I often wonder about why we are so obsessed with love lasting forever. I know that people are fearful of death, and that this must be a major factor.
But maybe love doesn’t have to last forever. Maybe love exists to serve a purpose in the world of the living. Just like religion is for the living. And funerals and cemeteries are for the living.
Maybe spirituality is something that helps us connect with other people in the now, and that the most important thing we can do in terms of love is to use our love–past and present–to guide a better tomorrow, for everyone, right now.
We spend so much time trying to hold on to our love from the past, wanting assurances that we will have it in the future, that we often neglect to love in the present. Truly love, not just our family, but also our friends, neighbors, enemies–everyone.

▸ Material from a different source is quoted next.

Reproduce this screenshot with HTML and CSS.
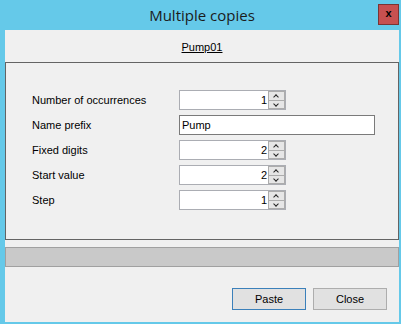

I think connection is powerful. Relationships. The many faces of love: maternal, paternal, friendship, intimate love, neighbors, colleagues, with our pets, for society, for the world, and love for strangers. Love should not be one dimensional.
Instead of obsessing about our love being eternal, maybe it is more important to have an eternal source of love to spread widely, to the people who are so desperately in need of love today.
Inside each of us, we carry a foundation of love that has been strengthened by everyone we have ever loved in the past. This source of love is the eternal spring by which we must spread more love.
This might be how our love with the deceased can last forever–by loving widely, living a life of love, and inspiring others to love. This is how we ensure that our future generations are loved as sweetly and purely as we have been loved.